- Work instructions
Copy out all the lines exactly. Omit pictures.

- Given data
--- begin ---

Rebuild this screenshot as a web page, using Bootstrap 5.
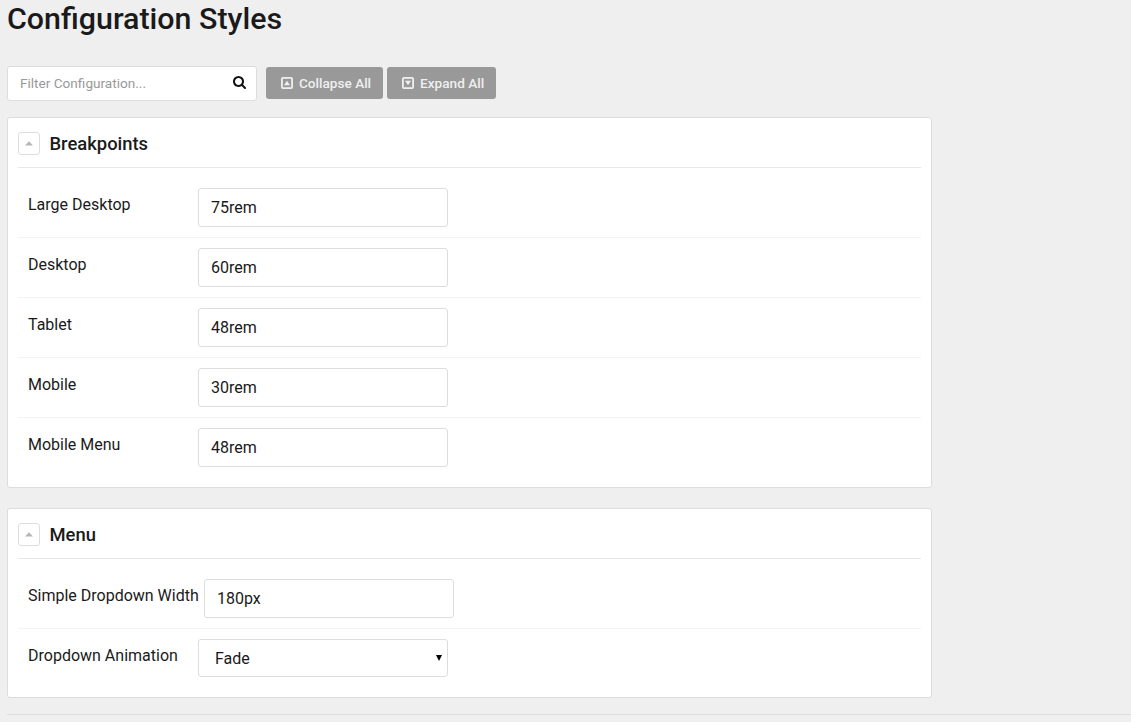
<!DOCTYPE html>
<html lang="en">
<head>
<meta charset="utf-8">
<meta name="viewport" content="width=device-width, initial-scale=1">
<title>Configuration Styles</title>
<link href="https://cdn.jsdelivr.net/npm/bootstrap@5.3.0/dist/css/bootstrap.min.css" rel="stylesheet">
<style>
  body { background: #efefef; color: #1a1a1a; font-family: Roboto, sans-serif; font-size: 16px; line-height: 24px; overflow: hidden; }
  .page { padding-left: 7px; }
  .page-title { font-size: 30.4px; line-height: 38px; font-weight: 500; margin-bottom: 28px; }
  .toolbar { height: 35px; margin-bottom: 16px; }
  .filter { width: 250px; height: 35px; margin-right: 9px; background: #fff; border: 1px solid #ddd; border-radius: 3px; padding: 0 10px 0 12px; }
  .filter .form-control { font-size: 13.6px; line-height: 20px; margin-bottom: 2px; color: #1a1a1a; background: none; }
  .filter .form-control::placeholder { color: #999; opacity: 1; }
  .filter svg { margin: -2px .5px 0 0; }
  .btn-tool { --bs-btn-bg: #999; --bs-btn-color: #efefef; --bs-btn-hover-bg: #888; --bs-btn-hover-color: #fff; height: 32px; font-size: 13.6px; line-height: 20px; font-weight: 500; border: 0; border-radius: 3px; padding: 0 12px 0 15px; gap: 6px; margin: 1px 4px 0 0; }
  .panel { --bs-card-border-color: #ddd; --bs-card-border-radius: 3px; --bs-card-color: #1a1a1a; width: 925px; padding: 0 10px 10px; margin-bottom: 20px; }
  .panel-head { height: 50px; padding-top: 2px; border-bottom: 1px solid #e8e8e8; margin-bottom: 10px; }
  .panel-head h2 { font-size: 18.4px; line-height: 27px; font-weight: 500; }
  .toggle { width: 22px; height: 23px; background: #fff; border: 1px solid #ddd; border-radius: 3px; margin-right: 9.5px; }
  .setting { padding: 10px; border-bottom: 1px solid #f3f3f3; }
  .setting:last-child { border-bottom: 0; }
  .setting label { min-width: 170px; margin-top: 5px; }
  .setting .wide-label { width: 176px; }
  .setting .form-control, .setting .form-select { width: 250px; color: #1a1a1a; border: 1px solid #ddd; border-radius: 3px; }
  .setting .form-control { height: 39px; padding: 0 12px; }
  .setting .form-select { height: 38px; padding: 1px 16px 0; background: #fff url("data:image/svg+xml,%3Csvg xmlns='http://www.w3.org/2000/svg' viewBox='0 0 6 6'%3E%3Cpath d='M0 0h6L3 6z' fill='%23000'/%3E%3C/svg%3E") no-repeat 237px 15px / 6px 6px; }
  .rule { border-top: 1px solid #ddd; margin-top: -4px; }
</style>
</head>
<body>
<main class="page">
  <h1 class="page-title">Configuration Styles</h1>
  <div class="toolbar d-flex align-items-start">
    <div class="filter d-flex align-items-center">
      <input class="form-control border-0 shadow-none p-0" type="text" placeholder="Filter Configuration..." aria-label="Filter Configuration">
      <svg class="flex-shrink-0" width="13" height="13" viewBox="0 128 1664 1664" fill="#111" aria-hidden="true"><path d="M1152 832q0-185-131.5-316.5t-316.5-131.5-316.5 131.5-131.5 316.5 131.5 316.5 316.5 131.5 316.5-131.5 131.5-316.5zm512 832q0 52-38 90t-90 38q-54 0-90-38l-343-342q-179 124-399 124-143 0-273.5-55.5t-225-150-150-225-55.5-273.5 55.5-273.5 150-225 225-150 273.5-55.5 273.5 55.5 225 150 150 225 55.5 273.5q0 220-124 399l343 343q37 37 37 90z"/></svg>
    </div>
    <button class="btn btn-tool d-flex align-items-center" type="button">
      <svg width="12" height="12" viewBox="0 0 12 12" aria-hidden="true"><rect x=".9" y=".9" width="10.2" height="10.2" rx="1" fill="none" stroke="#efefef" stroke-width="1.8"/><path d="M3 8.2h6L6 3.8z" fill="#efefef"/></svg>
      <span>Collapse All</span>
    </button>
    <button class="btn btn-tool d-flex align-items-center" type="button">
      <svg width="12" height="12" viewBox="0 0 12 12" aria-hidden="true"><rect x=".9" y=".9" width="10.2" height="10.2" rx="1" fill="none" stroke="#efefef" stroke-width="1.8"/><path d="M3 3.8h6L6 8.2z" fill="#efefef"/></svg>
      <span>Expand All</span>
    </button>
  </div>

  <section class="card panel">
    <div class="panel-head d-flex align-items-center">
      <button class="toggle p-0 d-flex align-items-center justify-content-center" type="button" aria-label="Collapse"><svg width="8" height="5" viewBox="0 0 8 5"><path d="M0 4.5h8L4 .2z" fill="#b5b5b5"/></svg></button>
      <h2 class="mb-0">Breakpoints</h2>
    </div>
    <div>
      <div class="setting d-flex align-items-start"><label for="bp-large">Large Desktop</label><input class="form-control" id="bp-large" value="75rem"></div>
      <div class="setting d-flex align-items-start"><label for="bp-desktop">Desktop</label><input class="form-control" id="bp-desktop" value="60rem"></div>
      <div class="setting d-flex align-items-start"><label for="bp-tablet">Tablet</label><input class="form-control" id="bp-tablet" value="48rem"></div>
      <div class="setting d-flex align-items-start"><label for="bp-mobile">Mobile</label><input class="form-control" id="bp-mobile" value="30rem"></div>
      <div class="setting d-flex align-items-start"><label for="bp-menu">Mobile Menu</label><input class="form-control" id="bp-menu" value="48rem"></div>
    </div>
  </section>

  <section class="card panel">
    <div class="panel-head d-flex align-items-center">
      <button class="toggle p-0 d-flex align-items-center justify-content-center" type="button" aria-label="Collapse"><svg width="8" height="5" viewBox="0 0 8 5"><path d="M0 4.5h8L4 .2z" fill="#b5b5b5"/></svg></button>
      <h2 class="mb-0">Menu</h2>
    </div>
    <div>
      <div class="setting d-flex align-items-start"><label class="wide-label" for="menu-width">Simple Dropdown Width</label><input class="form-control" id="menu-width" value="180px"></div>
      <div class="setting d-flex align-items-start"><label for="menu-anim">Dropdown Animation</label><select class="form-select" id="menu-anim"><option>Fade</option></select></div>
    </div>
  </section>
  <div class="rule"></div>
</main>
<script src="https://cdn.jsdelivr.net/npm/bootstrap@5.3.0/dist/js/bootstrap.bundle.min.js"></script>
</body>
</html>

--- end ---

- Exercise result
Rebuild this screenshot as a web page, using Bootstrap 5.
<!DOCTYPE html>
<html lang="en">
<head>
<meta charset="utf-8">
<meta name="viewport" content="width=device-width, initial-scale=1">
<title>Configuration Styles</title>
<link href="https://cdn.jsdelivr.net/npm/bootstrap@5.3.0/dist/css/bootstrap.min.css" rel="stylesheet">
<style>
  body { background: #efefef; color: #1a1a1a; font-family: Roboto, sans-serif; font-size: 16px; line-height: 24px; overflow: hidden; }
  .page { padding-left: 7px; }
  .page-title { font-size: 30.4px; line-height: 38px; font-weight: 500; margin-bottom: 28px; }
  .toolbar { height: 35px; margin-bottom: 16px; }
  .filter { width: 250px; height: 35px; margin-right: 9px; background: #fff; border: 1px solid #ddd; border-radius: 3px; padding: 0 10px 0 12px; }
  .filter .form-control { font-size: 13.6px; line-height: 20px; margin-bottom: 2px; color: #1a1a1a; background: none; }
  .filter .form-control::placeholder { color: #999; opacity: 1; }
  .filter svg { margin: -2px .5px 0 0; }
  .btn-tool { --bs-btn-bg: #999; --bs-btn-color: #efefef; --bs-btn-hover-bg: #888; --bs-btn-hover-color: #fff; height: 32px; font-size: 13.6px; line-height: 20px; font-weight: 500; border: 0; border-radius: 3px; padding: 0 12px 0 15px; gap: 6px; margin: 1px 4px 0 0; }
  .panel { --bs-card-border-color: #ddd; --bs-card-border-radius: 3px; --bs-card-color: #1a1a1a; width: 925px; padding: 0 10px 10px; margin-bottom: 20px; }
  .panel-head { height: 50px; padding-top: 2px; border-bottom: 1px solid #e8e8e8; margin-bottom: 10px; }
  .panel-head h2 { font-size: 18.4px; line-height: 27px; font-weight: 500; }
  .toggle { width: 22px; height: 23px; background: #fff; border: 1px solid #ddd; border-radius: 3px; margin-right: 9.5px; }
  .setting { padding: 10px; border-bottom: 1px solid #f3f3f3; }
  .setting:last-child { border-bottom: 0; }
  .setting label { min-width: 170px; margin-top: 5px; }
  .setting .wide-label { width: 176px; }
  .setting .form-control, .setting .form-select { width: 250px; color: #1a1a1a; border: 1px solid #ddd; border-radius: 3px; }
  .setting .form-control { height: 39px; padding: 0 12px; }
  .setting .form-select { height: 38px; padding: 1px 16px 0; background: #fff url("data:image/svg+xml,%3Csvg xmlns='http://www.w3.org/2000/svg' viewBox='0 0 6 6'%3E%3Cpath d='M0 0h6L3 6z' fill='%23000'/%3E%3C/svg%3E") no-repeat 237px 15px / 6px 6px; }
  .rule { border-top: 1px solid #ddd; margin-top: -4px; }
</style>
</head>
<body>
<main class="page">
  <h1 class="page-title">Configuration Styles</h1>
  <div class="toolbar d-flex align-items-start">
    <div class="filter d-flex align-items-center">
      <input class="form-control border-0 shadow-none p-0" type="text" placeholder="Filter Configuration..." aria-label="Filter Configuration">
      <svg class="flex-shrink-0" width="13" height="13" viewBox="0 128 1664 1664" fill="#111" aria-hidden="true"><path d="M1152 832q0-185-131.5-316.5t-316.5-131.5-316.5 131.5-131.5 316.5 131.5 316.5 316.5 131.5 316.5-131.5 131.5-316.5zm512 832q0 52-38 90t-90 38q-54 0-90-38l-343-342q-179 124-399 124-143 0-273.5-55.5t-225-150-150-225-55.5-273.5 55.5-273.5 150-225 225-150 273.5-55.5 273.5 55.5 225 150 150 225 55.5 273.5q0 220-124 399l343 343q37 37 37 90z"/></svg>
    </div>
    <button class="btn btn-tool d-flex align-items-center" type="button">
      <svg width="12" height="12" viewBox="0 0 12 12" aria-hidden="true"><rect x=".9" y=".9" width="10.2" height="10.2" rx="1" fill="none" stroke="#efefef" stroke-width="1.8"/><path d="M3 8.2h6L6 3.8z" fill="#efefef"/></svg>
      <span>Collapse All</span>
    </button>
    <button class="btn btn-tool d-flex align-items-center" type="button">
      <svg width="12" height="12" viewBox="0 0 12 12" aria-hidden="true"><rect x=".9" y=".9" width="10.2" height="10.2" rx="1" fill="none" stroke="#efefef" stroke-width="1.8"/><path d="M3 3.8h6L6 8.2z" fill="#efefef"/></svg>
      <span>Expand All</span>
    </button>
  </div>

  <section class="card panel">
    <div class="panel-head d-flex align-items-center">
      <button class="toggle p-0 d-flex align-items-center justify-content-center" type="button" aria-label="Collapse"><svg width="8" height="5" viewBox="0 0 8 5"><path d="M0 4.5h8L4 .2z" fill="#b5b5b5"/></svg></button>
      <h2 class="mb-0">Breakpoints</h2>
    </div>
    <div>
      <div class="setting d-flex align-items-start"><label for="bp-large">Large Desktop</label><input class="form-control" id="bp-large" value="75rem"></div>
      <div class="setting d-flex align-items-start"><label for="bp-desktop">Desktop</label><input class="form-control" id="bp-desktop" value="60rem"></div>
      <div class="setting d-flex align-items-start"><label for="bp-tablet">Tablet</label><input class="form-control" id="bp-tablet" value="48rem"></div>
      <div class="setting d-flex align-items-start"><label for="bp-mobile">Mobile</label><input class="form-control" id="bp-mobile" value="30rem"></div>
      <div class="setting d-flex align-items-start"><label for="bp-menu">Mobile Menu</label><input class="form-control" id="bp-menu" value="48rem"></div>
    </div>
  </section>

  <section class="card panel">
    <div class="panel-head d-flex align-items-center">
      <button class="toggle p-0 d-flex align-items-center justify-content-center" type="button" aria-label="Collapse"><svg width="8" height="5" viewBox="0 0 8 5"><path d="M0 4.5h8L4 .2z" fill="#b5b5b5"/></svg></button>
      <h2 class="mb-0">Menu</h2>
    </div>
    <div>
      <div class="setting d-flex align-items-start"><label class="wide-label" for="menu-width">Simple Dropdown Width</label><input class="form-control" id="menu-width" value="180px"></div>
      <div class="setting d-flex align-items-start"><label for="menu-anim">Dropdown Animation</label><select class="form-select" id="menu-anim"><option>Fade</option></select></div>
    </div>
  </section>
  <div class="rule"></div>
</main>
<script src="https://cdn.jsdelivr.net/npm/bootstrap@5.3.0/dist/js/bootstrap.bundle.min.js"></script>
</body>
</html>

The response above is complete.